What to produce: Write out all of the data without omission, exactly as shown.

━━━ Data segment ━━━

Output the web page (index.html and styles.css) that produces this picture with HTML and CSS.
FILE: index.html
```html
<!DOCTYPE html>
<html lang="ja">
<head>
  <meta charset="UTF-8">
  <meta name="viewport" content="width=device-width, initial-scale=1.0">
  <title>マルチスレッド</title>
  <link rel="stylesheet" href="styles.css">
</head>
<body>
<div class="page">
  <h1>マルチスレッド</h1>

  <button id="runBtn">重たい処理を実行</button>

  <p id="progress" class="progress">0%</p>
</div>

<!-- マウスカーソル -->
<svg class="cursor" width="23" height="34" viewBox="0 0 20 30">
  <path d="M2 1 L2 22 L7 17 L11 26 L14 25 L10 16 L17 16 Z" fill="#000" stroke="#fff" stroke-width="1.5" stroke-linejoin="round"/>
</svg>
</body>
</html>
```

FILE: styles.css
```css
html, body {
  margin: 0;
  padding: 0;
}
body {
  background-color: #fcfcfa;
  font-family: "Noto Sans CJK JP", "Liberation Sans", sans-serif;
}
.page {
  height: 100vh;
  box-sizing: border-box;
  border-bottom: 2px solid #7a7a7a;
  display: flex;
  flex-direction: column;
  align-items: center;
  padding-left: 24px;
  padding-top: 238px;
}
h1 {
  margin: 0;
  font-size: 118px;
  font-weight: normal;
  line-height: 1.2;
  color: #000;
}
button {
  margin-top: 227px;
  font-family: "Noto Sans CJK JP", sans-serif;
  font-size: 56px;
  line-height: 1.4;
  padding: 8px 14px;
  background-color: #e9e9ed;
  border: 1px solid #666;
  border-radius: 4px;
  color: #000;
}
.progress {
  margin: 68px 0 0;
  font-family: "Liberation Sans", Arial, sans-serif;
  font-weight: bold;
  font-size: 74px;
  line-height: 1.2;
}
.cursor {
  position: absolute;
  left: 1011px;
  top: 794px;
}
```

━━━

Task answer:
Output the web page (index.html and styles.css) that produces this picture with HTML and CSS.
FILE: index.html
```html
<!DOCTYPE html>
<html lang="ja">
<head>
  <meta charset="UTF-8">
  <meta name="viewport" content="width=device-width, initial-scale=1.0">
  <title>マルチスレッド</title>
  <link rel="stylesheet" href="styles.css">
</head>
<body>
<div class="page">
  <h1>マルチスレッド</h1>

  <button id="runBtn">重たい処理を実行</button>

  <p id="progress" class="progress">0%</p>
</div>

<!-- マウスカーソル -->
<svg class="cursor" width="23" height="34" viewBox="0 0 20 30">
  <path d="M2 1 L2 22 L7 17 L11 26 L14 25 L10 16 L17 16 Z" fill="#000" stroke="#fff" stroke-width="1.5" stroke-linejoin="round"/>
</svg>
</body>
</html>
```

FILE: styles.css
```css
html, body {
  margin: 0;
  padding: 0;
}
body {
  background-color: #fcfcfa;
  font-family: "Noto Sans CJK JP", "Liberation Sans", sans-serif;
}
.page {
  height: 100vh;
  box-sizing: border-box;
  border-bottom: 2px solid #7a7a7a;
  display: flex;
  flex-direction: column;
  align-items: center;
  padding-left: 24px;
  padding-top: 238px;
}
h1 {
  margin: 0;
  font-size: 118px;
  font-weight: normal;
  line-height: 1.2;
  color: #000;
}
button {
  margin-top: 227px;
  font-family: "Noto Sans CJK JP", sans-serif;
  font-size: 56px;
  line-height: 1.4;
  padding: 8px 14px;
  background-color: #e9e9ed;
  border: 1px solid #666;
  border-radius: 4px;
  color: #000;
}
.progress {
  margin: 68px 0 0;
  font-family: "Liberation Sans", Arial, sans-serif;
  font-weight: bold;
  font-size: 74px;
  line-height: 1.2;
}
.cursor {
  position: absolute;
  left: 1011px;
  top: 794px;
}
```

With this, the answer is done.